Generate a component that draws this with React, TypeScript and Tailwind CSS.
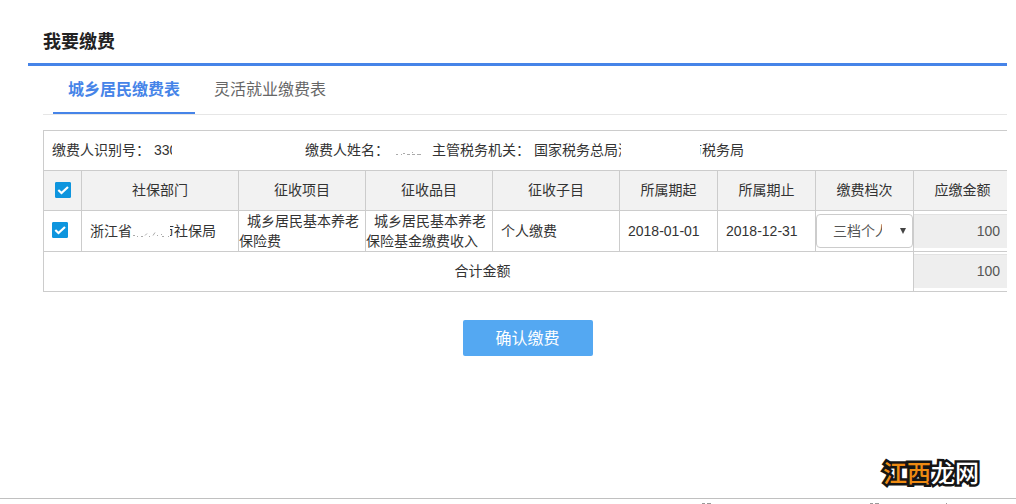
import { useState } from 'react'
import type { ReactNode } from 'react'

const TABS = ['城乡居民缴费表', '灵活就业缴费表']

const COLUMNS = [
  { label: '社保部门', width: 'w-[157px]' },
  { label: '征收项目', width: 'w-[127px]' },
  { label: '征收品目', width: 'w-[127px]' },
  { label: '征收子目', width: 'w-[127px]' },
  { label: '所属期起', width: 'w-[98px]' },
  { label: '所属期止', width: 'w-[98px]' },
  { label: '缴费档次', width: 'w-[98px]' },
  { label: '应缴金额', width: '' },
]

type CheckBoxProps = {
  label: string
  checked: boolean
  onChange: (next: boolean) => void
}

function CheckBox({ label, checked, onChange }: CheckBoxProps) {
  return (
    <span className="relative inline-block size-4 align-middle">
      <input
        type="checkbox"
        aria-label={label}
        checked={checked}
        onChange={(e) => onChange(e.target.checked)}
        className="peer block size-4 appearance-none rounded-[1px] border border-[#0e95de] bg-white checked:bg-[#0e95de]"
      />
      <svg
        viewBox="0 0 16 16"
        className="pointer-events-none absolute inset-0 hidden size-4 peer-checked:block"
      >
        <path d="M3.3 8 6.5 11 13 5" fill="none" stroke="#fff" strokeWidth="2.2" />
      </svg>
    </span>
  )
}

/** Cuts its content off at the given width, for values that are masked. */
function Clip({ width, end, children }: { width: string; end?: boolean; children: ReactNode }) {
  return (
    <span className={`flex overflow-hidden whitespace-nowrap ${width} ${end ? 'justify-end' : ''}`}>
      {children}
    </span>
  )
}

/** Traces left under a masked value. */
function Traces({ className, d }: { className: string; d: string }) {
  return (
    <svg className={`h-5 shrink-0 ${className}`} fill="none" stroke="#aaa" strokeWidth="1">
      <path d={d} />
    </svg>
  )
}

function AmountInput({ label, value }: { label: string; value: string }) {
  return (
    <input
      type="text"
      readOnly
      aria-label={label}
      value={value}
      className="block h-[34px] w-full border-t border-[#e2e2e2] bg-[#eee] pr-[11px] pb-px text-right text-sm text-[#555] outline-none"
    />
  )
}

function PaymentTable() {
  const [checked, setChecked] = useState(true)
  const [level, setLevel] = useState('3')
  const cell = 'border border-[#ccc]'

  return (
    <table className="w-full table-fixed border-collapse text-sm leading-5 text-[#333]">
      <colgroup>
        <col className="w-[38px]" />
        {COLUMNS.map((c) => (
          <col key={c.label} className={c.width} />
        ))}
      </colgroup>
      <thead>
        <tr className="h-10">
          <td colSpan={9} className={`${cell} pb-0.5 pl-2`}>
            <div className="flex">
              <div className="flex w-[253px] gap-1">
                <span>缴费人识别号：</span>
                <Clip width="w-[18px]">330</Clip>
              </div>
              <div className="flex w-[127px] gap-1">
                <span>缴费人姓名：</span>
                <Traces
                  className="w-8"
                  d="M3 14.5h2M8 14.5h1M10 13.5h2M14 14.5h3M19 12.5h1M19 14.5h3M24 14.5h4"
                />
              </div>
              <div className="flex">
                <span className="mr-1">主管税务机关：</span>
                <span>国家税务总局</span>
                <Clip width="w-[3px]">浙</Clip>
                <span className="w-[79px]" />
                <Clip width="w-[2px]" end>
                  市
                </Clip>
                <span>税务局</span>
              </div>
            </div>
          </td>
        </tr>
        <tr className="h-10 bg-[#f2f2f2]">
          <th className={`${cell} pb-0.5`}>
            <div className="flex justify-center">
              <CheckBox label="全选" checked={checked} onChange={setChecked} />
            </div>
          </th>
          {COLUMNS.map((c) => (
            <th key={c.label} className={`${cell} pb-0.5 font-normal`}>
              {c.label}
            </th>
          ))}
        </tr>
      </thead>
      <tbody>
        <tr>
          <td className={`${cell} pb-0.5 pl-2`}>
            <div className="flex">
              <CheckBox label="选择" checked={checked} onChange={setChecked} />
            </div>
          </td>
          <td className={`${cell} pl-2`}>
            <div className="flex">
              <span>浙江省</span>
              <Traces
                className="w-[38px]"
                d="M1 14.5h2M5 15.5h1M9 15.5h2M13 14.5l2-2M17 15.5h1M21 14.5l2-3M25 14.5h1M29 13.5h1M30 15.5h2M36 15.5h1"
              />
              <Clip width="w-1" end>
                市
              </Clip>
              <span>社保局</span>
            </div>
          </td>
          <td className={`${cell} indent-2`}>城乡居民基本养老保险费</td>
          <td className={`${cell} indent-2`}>城乡居民基本养老保险基金缴费收入</td>
          <td className={`${cell} pl-2`}>个人缴费</td>
          <td className={`${cell} pl-2`}>2018-01-01</td>
          <td className={`${cell} pl-2`}>2018-12-31</td>
          <td className={cell}>
            <div className="relative">
              <select
                aria-label="缴费档次"
                value={level}
                onChange={(e) => setLevel(e.target.value)}
                className="block h-[34px] w-full appearance-none rounded border border-[#ccc] bg-white pr-[30px] pl-4 text-sm text-[#555]"
              >
                <option value="3">三档个人</option>
              </select>
              <svg
                viewBox="0 0 6 6"
                className="pointer-events-none absolute top-[14px] right-[7px] size-[6px]"
              >
                <path d="M0 0h6L3 6z" fill="#444" />
              </svg>
            </div>
          </td>
          <td className={cell}>
            <AmountInput label="应缴金额" value="100" />
          </td>
        </tr>
        <tr className="h-10">
          <td colSpan={8} className={`${cell} pb-0.5 pl-2 text-center`}>
            合计金额
          </td>
          <td className={`${cell} pb-0.5`}>
            <AmountInput label="合计金额" value="100" />
          </td>
        </tr>
      </tbody>
    </table>
  )
}

export default function App() {
  const [tab, setTab] = useState(0)

  return (
    <div className="flex min-h-screen flex-col bg-white font-['Liberation_Sans','Noto_Sans_CJK_SC',sans-serif]">
      <main className="mr-[9px] ml-7 grow overflow-hidden">
        <h1 className="border-b-[3px] border-[#4684e8] pt-[30px] pb-[9px] pl-[15px] text-lg leading-6 font-bold text-[#222]">
          我要缴费
        </h1>

        <div className="-mr-[5px] pl-[15px]">
          <nav className="flex gap-1 border-b border-[#e6e6e6] pl-[10px]">
            {TABS.map((name, i) => (
              <button
                key={name}
                type="button"
                onClick={() => setTab(i)}
                className={`h-12 border-b-2 px-[15px] pt-0.5 text-base leading-6 ${
                  i === tab
                    ? 'border-[#4684e8] font-bold text-[#4684e8]'
                    : 'border-transparent text-[#666]'
                }`}
              >
                {name}
              </button>
            ))}
          </nav>

          <div className="mt-[15px]">
            <PaymentTable />
          </div>

          <div className="mt-7 flex justify-center">
            <button
              type="button"
              className="h-9 w-[130px] rounded-xs bg-[#54a8f2] pt-0.5 text-base text-white"
            >
              确认缴费
            </button>
          </div>
        </div>
      </main>

      <footer>
        <div className="flex justify-end pr-[37px] pb-2 text-2xl leading-8 font-medium text-white [paint-order:stroke] [-webkit-text-stroke:5px_#151515]">
          <span className="text-[#ee8a12]">江西</span>
          <span>龙网</span>
        </div>
        <div className="flex h-[6px] justify-end border-t border-[#c0c0c0]">
          <svg className="h-[5px] w-80" fill="none" stroke="#999">
            <path d="M6 4.5h3M11 4.5h4M174 4.5h3M179 4.5h4M250 4.5h1" />
          </svg>
        </div>
      </footer>
    </div>
  )
}
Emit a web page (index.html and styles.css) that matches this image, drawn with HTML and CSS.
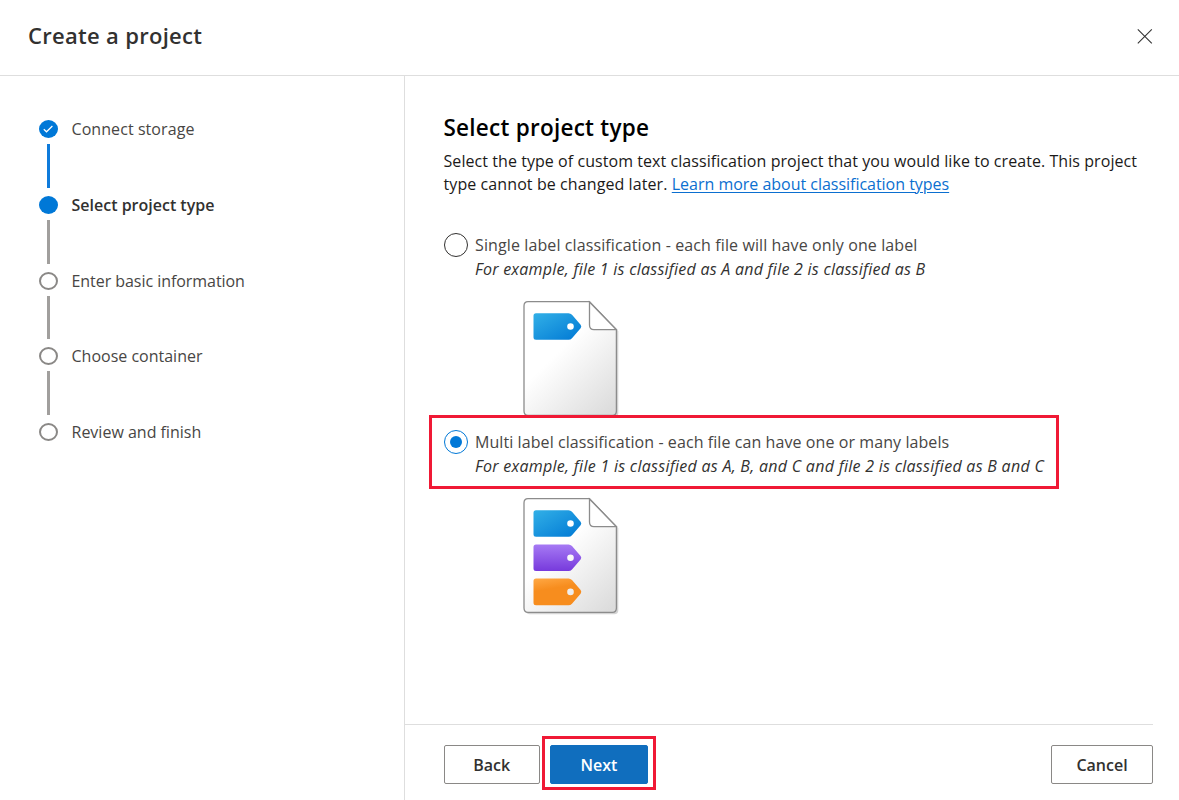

***

Return the records exactly. Don't carry the pictures over.

→ Result for this exercise:
Generate a component that draws this with React, TypeScript and Tailwind CSS.
import { useState } from 'react'
import type { ReactNode } from 'react'

const TABS = ['城乡居民缴费表', '灵活就业缴费表']

const COLUMNS = [
  { label: '社保部门', width: 'w-[157px]' },
  { label: '征收项目', width: 'w-[127px]' },
  { label: '征收品目', width: 'w-[127px]' },
  { label: '征收子目', width: 'w-[127px]' },
  { label: '所属期起', width: 'w-[98px]' },
  { label: '所属期止', width: 'w-[98px]' },
  { label: '缴费档次', width: 'w-[98px]' },
  { label: '应缴金额', width: '' },
]

type CheckBoxProps = {
  label: string
  checked: boolean
  onChange: (next: boolean) => void
}

function CheckBox({ label, checked, onChange }: CheckBoxProps) {
  return (
    <span className="relative inline-block size-4 align-middle">
      <input
        type="checkbox"
        aria-label={label}
        checked={checked}
        onChange={(e) => onChange(e.target.checked)}
        className="peer block size-4 appearance-none rounded-[1px] border border-[#0e95de] bg-white checked:bg-[#0e95de]"
      />
      <svg
        viewBox="0 0 16 16"
        className="pointer-events-none absolute inset-0 hidden size-4 peer-checked:block"
      >
        <path d="M3.3 8 6.5 11 13 5" fill="none" stroke="#fff" strokeWidth="2.2" />
      </svg>
    </span>
  )
}

/** Cuts its content off at the given width, for values that are masked. */
function Clip({ width, end, children }: { width: string; end?: boolean; children: ReactNode }) {
  return (
    <span className={`flex overflow-hidden whitespace-nowrap ${width} ${end ? 'justify-end' : ''}`}>
      {children}
    </span>
  )
}

/** Traces left under a masked value. */
function Traces({ className, d }: { className: string; d: string }) {
  return (
    <svg className={`h-5 shrink-0 ${className}`} fill="none" stroke="#aaa" strokeWidth="1">
      <path d={d} />
    </svg>
  )
}

function AmountInput({ label, value }: { label: string; value: string }) {
  return (
    <input
      type="text"
      readOnly
      aria-label={label}
      value={value}
      className="block h-[34px] w-full border-t border-[#e2e2e2] bg-[#eee] pr-[11px] pb-px text-right text-sm text-[#555] outline-none"
    />
  )
}

function PaymentTable() {
  const [checked, setChecked] = useState(true)
  const [level, setLevel] = useState('3')
  const cell = 'border border-[#ccc]'

  return (
    <table className="w-full table-fixed border-collapse text-sm leading-5 text-[#333]">
      <colgroup>
        <col className="w-[38px]" />
        {COLUMNS.map((c) => (
          <col key={c.label} className={c.width} />
        ))}
      </colgroup>
      <thead>
        <tr className="h-10">
          <td colSpan={9} className={`${cell} pb-0.5 pl-2`}>
            <div className="flex">
              <div className="flex w-[253px] gap-1">
                <span>缴费人识别号：</span>
                <Clip width="w-[18px]">330</Clip>
              </div>
              <div className="flex w-[127px] gap-1">
                <span>缴费人姓名：</span>
                <Traces
                  className="w-8"
                  d="M3 14.5h2M8 14.5h1M10 13.5h2M14 14.5h3M19 12.5h1M19 14.5h3M24 14.5h4"
                />
              </div>
              <div className="flex">
                <span className="mr-1">主管税务机关：</span>
                <span>国家税务总局</span>
                <Clip width="w-[3px]">浙</Clip>
                <span className="w-[79px]" />
                <Clip width="w-[2px]" end>
                  市
                </Clip>
                <span>税务局</span>
              </div>
            </div>
          </td>
        </tr>
        <tr className="h-10 bg-[#f2f2f2]">
          <th className={`${cell} pb-0.5`}>
            <div className="flex justify-center">
              <CheckBox label="全选" checked={checked} onChange={setChecked} />
            </div>
          </th>
          {COLUMNS.map((c) => (
            <th key={c.label} className={`${cell} pb-0.5 font-normal`}>
              {c.label}
            </th>
          ))}
        </tr>
      </thead>
      <tbody>
        <tr>
          <td className={`${cell} pb-0.5 pl-2`}>
            <div className="flex">
              <CheckBox label="选择" checked={checked} onChange={setChecked} />
            </div>
          </td>
          <td className={`${cell} pl-2`}>
            <div className="flex">
              <span>浙江省</span>
              <Traces
                className="w-[38px]"
                d="M1 14.5h2M5 15.5h1M9 15.5h2M13 14.5l2-2M17 15.5h1M21 14.5l2-3M25 14.5h1M29 13.5h1M30 15.5h2M36 15.5h1"
              />
              <Clip width="w-1" end>
                市
              </Clip>
              <span>社保局</span>
            </div>
          </td>
          <td className={`${cell} indent-2`}>城乡居民基本养老保险费</td>
          <td className={`${cell} indent-2`}>城乡居民基本养老保险基金缴费收入</td>
          <td className={`${cell} pl-2`}>个人缴费</td>
          <td className={`${cell} pl-2`}>2018-01-01</td>
          <td className={`${cell} pl-2`}>2018-12-31</td>
          <td className={cell}>
            <div className="relative">
              <select
                aria-label="缴费档次"
                value={level}
                onChange={(e) => setLevel(e.target.value)}
                className="block h-[34px] w-full appearance-none rounded border border-[#ccc] bg-white pr-[30px] pl-4 text-sm text-[#555]"
              >
                <option value="3">三档个人</option>
              </select>
              <svg
                viewBox="0 0 6 6"
                className="pointer-events-none absolute top-[14px] right-[7px] size-[6px]"
              >
                <path d="M0 0h6L3 6z" fill="#444" />
              </svg>
            </div>
          </td>
          <td className={cell}>
            <AmountInput label="应缴金额" value="100" />
          </td>
        </tr>
        <tr className="h-10">
          <td colSpan={8} className={`${cell} pb-0.5 pl-2 text-center`}>
            合计金额
          </td>
          <td className={`${cell} pb-0.5`}>
            <AmountInput label="合计金额" value="100" />
          </td>
        </tr>
      </tbody>
    </table>
  )
}

export default function App() {
  const [tab, setTab] = useState(0)

  return (
    <div className="flex min-h-screen flex-col bg-white font-['Liberation_Sans','Noto_Sans_CJK_SC',sans-serif]">
      <main className="mr-[9px] ml-7 grow overflow-hidden">
        <h1 className="border-b-[3px] border-[#4684e8] pt-[30px] pb-[9px] pl-[15px] text-lg leading-6 font-bold text-[#222]">
          我要缴费
        </h1>

        <div className="-mr-[5px] pl-[15px]">
          <nav className="flex gap-1 border-b border-[#e6e6e6] pl-[10px]">
            {TABS.map((name, i) => (
              <button
                key={name}
                type="button"
                onClick={() => setTab(i)}
                className={`h-12 border-b-2 px-[15px] pt-0.5 text-base leading-6 ${
                  i === tab
                    ? 'border-[#4684e8] font-bold text-[#4684e8]'
                    : 'border-transparent text-[#666]'
                }`}
              >
                {name}
              </button>
            ))}
          </nav>

          <div className="mt-[15px]">
            <PaymentTable />
          </div>

          <div className="mt-7 flex justify-center">
            <button
              type="button"
              className="h-9 w-[130px] rounded-xs bg-[#54a8f2] pt-0.5 text-base text-white"
            >
              确认缴费
            </button>
          </div>
        </div>
      </main>

      <footer>
        <div className="flex justify-end pr-[37px] pb-2 text-2xl leading-8 font-medium text-white [paint-order:stroke] [-webkit-text-stroke:5px_#151515]">
          <span className="text-[#ee8a12]">江西</span>
          <span>龙网</span>
        </div>
        <div className="flex h-[6px] justify-end border-t border-[#c0c0c0]">
          <svg className="h-[5px] w-80" fill="none" stroke="#999">
            <path d="M6 4.5h3M11 4.5h4M174 4.5h3M179 4.5h4M250 4.5h1" />
          </svg>
        </div>
      </footer>
    </div>
  )
}
Emit a web page (index.html and styles.css) that matches this image, drawn with HTML and CSS.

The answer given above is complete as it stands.